** start **
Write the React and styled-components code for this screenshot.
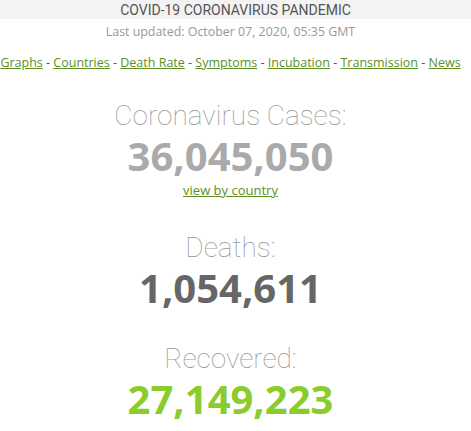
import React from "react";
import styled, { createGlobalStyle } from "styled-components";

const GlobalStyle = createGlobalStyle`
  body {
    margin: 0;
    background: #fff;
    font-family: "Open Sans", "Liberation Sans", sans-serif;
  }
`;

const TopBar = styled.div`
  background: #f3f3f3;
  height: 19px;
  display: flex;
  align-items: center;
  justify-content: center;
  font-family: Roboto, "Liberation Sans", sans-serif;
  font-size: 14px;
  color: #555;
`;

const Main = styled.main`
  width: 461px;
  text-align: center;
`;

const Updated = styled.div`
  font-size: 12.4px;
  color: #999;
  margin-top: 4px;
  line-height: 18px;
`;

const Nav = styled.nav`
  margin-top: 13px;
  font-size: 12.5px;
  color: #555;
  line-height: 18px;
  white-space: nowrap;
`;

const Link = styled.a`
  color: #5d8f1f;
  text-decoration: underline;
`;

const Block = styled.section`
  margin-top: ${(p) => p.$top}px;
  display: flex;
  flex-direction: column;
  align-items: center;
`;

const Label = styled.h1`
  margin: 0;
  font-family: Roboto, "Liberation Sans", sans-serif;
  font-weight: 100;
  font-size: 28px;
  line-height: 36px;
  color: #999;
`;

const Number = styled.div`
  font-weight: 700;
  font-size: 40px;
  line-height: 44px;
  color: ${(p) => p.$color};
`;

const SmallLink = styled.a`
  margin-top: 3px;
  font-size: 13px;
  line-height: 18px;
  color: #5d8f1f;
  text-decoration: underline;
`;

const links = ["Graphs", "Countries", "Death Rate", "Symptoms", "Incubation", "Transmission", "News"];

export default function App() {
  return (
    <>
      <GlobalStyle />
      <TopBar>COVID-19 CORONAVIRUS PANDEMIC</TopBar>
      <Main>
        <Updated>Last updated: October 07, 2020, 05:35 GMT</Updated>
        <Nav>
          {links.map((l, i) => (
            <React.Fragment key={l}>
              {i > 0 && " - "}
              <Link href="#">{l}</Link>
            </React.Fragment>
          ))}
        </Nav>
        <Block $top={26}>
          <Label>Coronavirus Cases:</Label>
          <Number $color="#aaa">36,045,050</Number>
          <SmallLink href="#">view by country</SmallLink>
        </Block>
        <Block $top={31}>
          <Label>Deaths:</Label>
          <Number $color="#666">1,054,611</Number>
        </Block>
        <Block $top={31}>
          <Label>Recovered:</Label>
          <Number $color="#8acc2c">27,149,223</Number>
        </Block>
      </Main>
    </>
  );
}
** end **
> _Your instructions_
Extract all lines that hold the word "components".

> _Task output_
Write the React and styled-components code for this screenshot.
import styled, { createGlobalStyle } from "styled-components";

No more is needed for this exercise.